Boss Man nodded again. There wasn’t any room in his mind for revenge. There was only grief and obedience.
Chapter 33
“We’ll find her, Lydia.” She’d been silent since they left Tom Lightfoot’s house. “We’ve got eyes on Jennifer’s school, her house, her friend Shaina’s house, too. Jennifer will surface. We’re watching Charlie Fellow, too. He’s gotta be this Boss Man Tom Lightfoot alluded to. One of them will make a move. Then we’ll get to Delbe.”
Lydia focused on the changing scenery as they drove free of Tukwila’s urban trappings toward the film site in the foothills. She might look serene as a lotus flower, but Mort knew she was totally focused on finding her patient. And they both knew time wasn’t their friend.

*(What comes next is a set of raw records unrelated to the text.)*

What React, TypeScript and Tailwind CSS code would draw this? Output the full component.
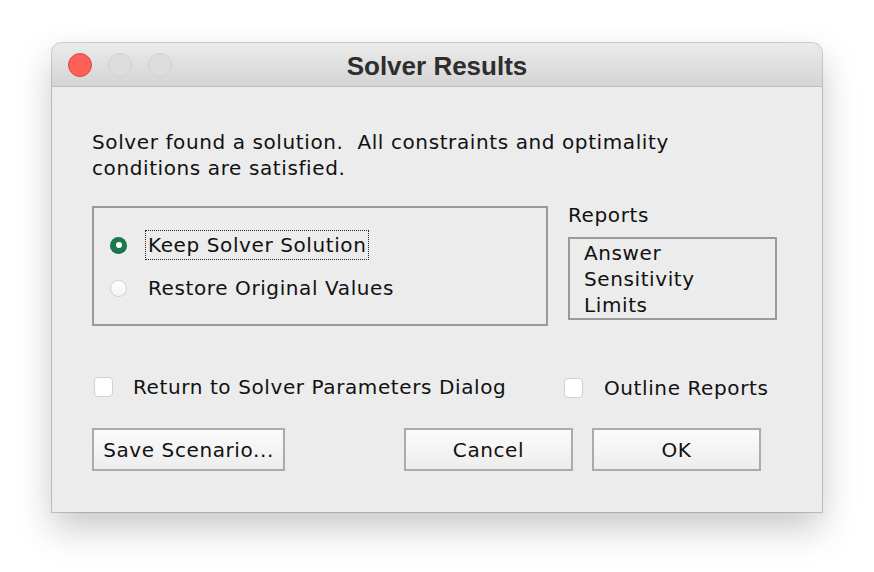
import React from 'react';

const font = { fontFamily: '"DejaVu Sans", "Lucida Grande", sans-serif' };

function Radio({ checked }: { checked?: boolean }) {
  if (checked) {
    return (
      <span className="flex h-[17px] w-[17px] items-center justify-center rounded-full bg-[#1a7a4c] shadow-[inset_0_-1px_1px_rgba(0,0,0,0.2)]">
        <span className="h-[6px] w-[6px] rounded-full bg-white" />
      </span>
    );
  }
  return (
    <span className="h-[17px] w-[17px] rounded-full border border-[#cfcfcf] bg-gradient-to-b from-white to-[#f3f3f3]" />
  );
}

function Checkbox() {
  return <span className="h-[20px] w-[19px] rounded-[4px] border border-[#d0d0d0] bg-white" />;
}

function Button({ label, className }: { label: string; className?: string }) {
  return (
    <button
      type="button"
      className={`h-[43px] border-2 border-[#ababab] bg-gradient-to-b from-[#fbfbfb] to-[#ededed] text-[20px] tracking-[0.6px] text-[#111] ${className ?? ''}`}
    >
      {label}
    </button>
  );
}

export default function App() {
  return (
    <div className="min-h-[572px] w-[874px] bg-white pt-[43px] pl-[52px]" style={font}>
      <div className="flex h-[469px] w-[770px] flex-col overflow-hidden rounded-t-[10px] bg-[#ececec] shadow-[0_0_0_1px_rgba(0,0,0,0.18),0_16px_36px_rgba(0,0,0,0.22)]">
        {/* title bar */}
        <div className="relative flex h-[44px] items-center border-b border-[#bdbdbd] bg-gradient-to-b from-[#ebebeb] to-[#d5d5d5]">
          <div className="flex gap-[16px] pl-[16px]">
            <span className="h-[24px] w-[24px] rounded-full border border-[#e2463f] bg-[#fe5f57]" />
            <span className="h-[24px] w-[24px] rounded-full border border-[#d0d0d0] bg-[#dcdcdc]" />
            <span className="h-[24px] w-[24px] rounded-full border border-[#d0d0d0] bg-[#dcdcdc]" />
          </div>
          <div className="absolute inset-0 flex items-center justify-center pt-[4px] text-[26px] font-bold text-[#2e2e2e]" style={{ fontFamily: '"Liberation Sans", Arial, sans-serif' }}>
            Solver Results
          </div>
        </div>

        {/* body */}
        <div className="flex flex-col px-[40px] pt-[42px] text-[20px] tracking-[0.6px] text-[#111]">
          <p className="leading-[26px]">
            Solver found a solution.&nbsp; All constraints and optimality
            <br />
            conditions are satisfied.
          </p>

          <div className="mt-[25px] flex">
            <div className="flex h-[120px] w-[456px] flex-col gap-[14px] border-2 border-[#9a9a9a] pt-[22px] pl-[16px]">
              <div className="flex items-center gap-[18px]">
                <Radio checked />
                <span className="border border-dotted border-[#222] px-[2px] leading-[28px]">Keep Solver Solution</span>
              </div>
              <div className="flex items-center gap-[21px]">
                <Radio />
                <span className="leading-[28px]">Restore Original Values</span>
              </div>
            </div>

            <div className="ml-[20px] flex flex-col">
              <span className="-mt-[4px] leading-[26px]">Reports</span>
              <div className="mt-[9px] flex h-[83px] w-[209px] flex-col border-2 border-[#9a9a9a] pt-[1px] pl-[14px] leading-[26px]">
                <span>Answer</span>
                <span>Sensitivity</span>
                <span>Limits</span>
              </div>
            </div>
          </div>

          <div className="mt-[47px] flex items-center">
            <div className="flex w-[472px] items-center gap-[20px] pl-[2px]">
              <Checkbox />
              <span className="leading-[26px]">Return to Solver Parameters Dialog</span>
            </div>
            <div className="flex items-center gap-[21px] pt-[2px]">
              <Checkbox />
              <span className="leading-[26px]">Outline Reports</span>
            </div>
          </div>

          <div className="mt-[27px] flex">
            <Button label="Save Scenario..." className="w-[193px]" />
            <Button label="Cancel" className="ml-[119px] w-[169px]" />
            <Button label="OK" className="ml-[19px] w-[169px]" />
          </div>
        </div>
      </div>
    </div>
  );
}
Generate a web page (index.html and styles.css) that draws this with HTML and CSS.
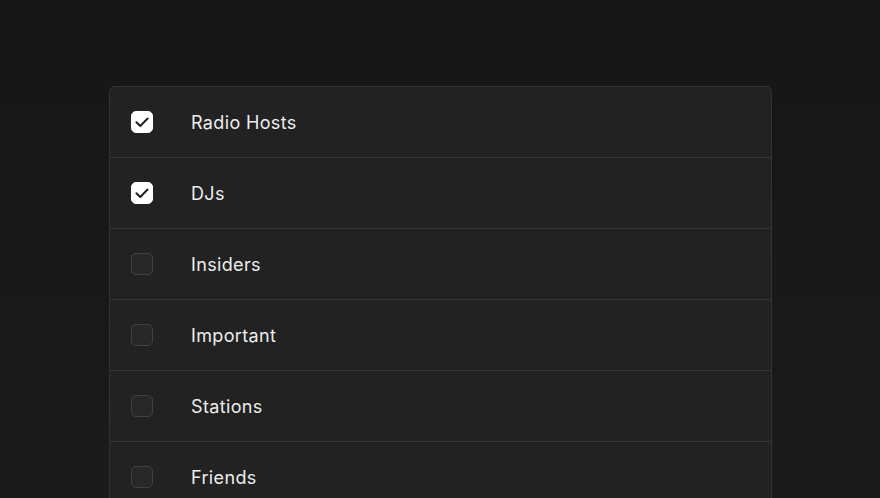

“We’ll find her,” he promised.
Lydia put her finger to a raindrop riding on the side window. “What’s going to happen will,” she finally said. “I can’t let myself get caught up in the fantasy I can control any outcome. All I can do is all I can do.”
Mort glanced over, then brought his eyes back to the twisting climbing road. “What’s that supposed to mean?”
“Destiny’s a funny thing, Mort. Take Delbe. Did she deserve what we’re afraid is happening to her right now? Or was it simply her destiny?” She shrugged. “Vadim Tokarev took your daughter. Is Tokarev a bad guy, or is it the role he’s d
estined to play in some cosmic drama we can’t understand?”
Mort didn’t like the road she was turning down. “That philosophical stuff does us no good. I don’t want to believe we’re powerless.”
Her smile was small and tired when she turned to face him. “I didn’t say we have to stand by. We just have to know our role.”
And I don’t want to think about what The Fixer’s role might be, he thought. He pulled off onto a gravel road. The Subaru geared down automatically as the bumpy trail offered it a challenge. Like it was its destiny.
Lydia relaxed her body into the rough ride. He recalled her telling him she was done apologizing for her past. “Do I need to be worried here? You’re a good woman. And right now you’re doing this investigation a great service. Let that be enough.”
“You’ve told me more than once what a good woman I am. What makes you say that?”
His tires spit gravel against the undercarriage of his car as he steered toward the center of the road. “You help people, Liddy. You do it every day.”
“I do my job. Does that make me a good woman?”
“Where you headed with this?” While he struggled to keep the Subaru from spinning out, she sat serene and calm.
“We are what we do,” she said. “Not once or twice, but what we do repeatedly.” She glanced out the window. “Take you for example. You’ve lied to keep me out of prison. Does that make you a liar?” She considered her own question. “I don’t think so. But let’s say you lied repeatedly. Over and over. Across circumstances. Then I’d have to say you were a liar.” She turned to him. “I’ve killed scores of people. I’ve posed and I’ve schemed and I’ve manipulated to do it. Time and time and time again. Yet you tell me what a good woman I am.”
“You don’t do that anymore.” Mort’s arms ached from battling the steering wheel, yet she seemed oblivious to the road they were on.
She stared straight ahead. “No, Mort. I don’t do that anymore.”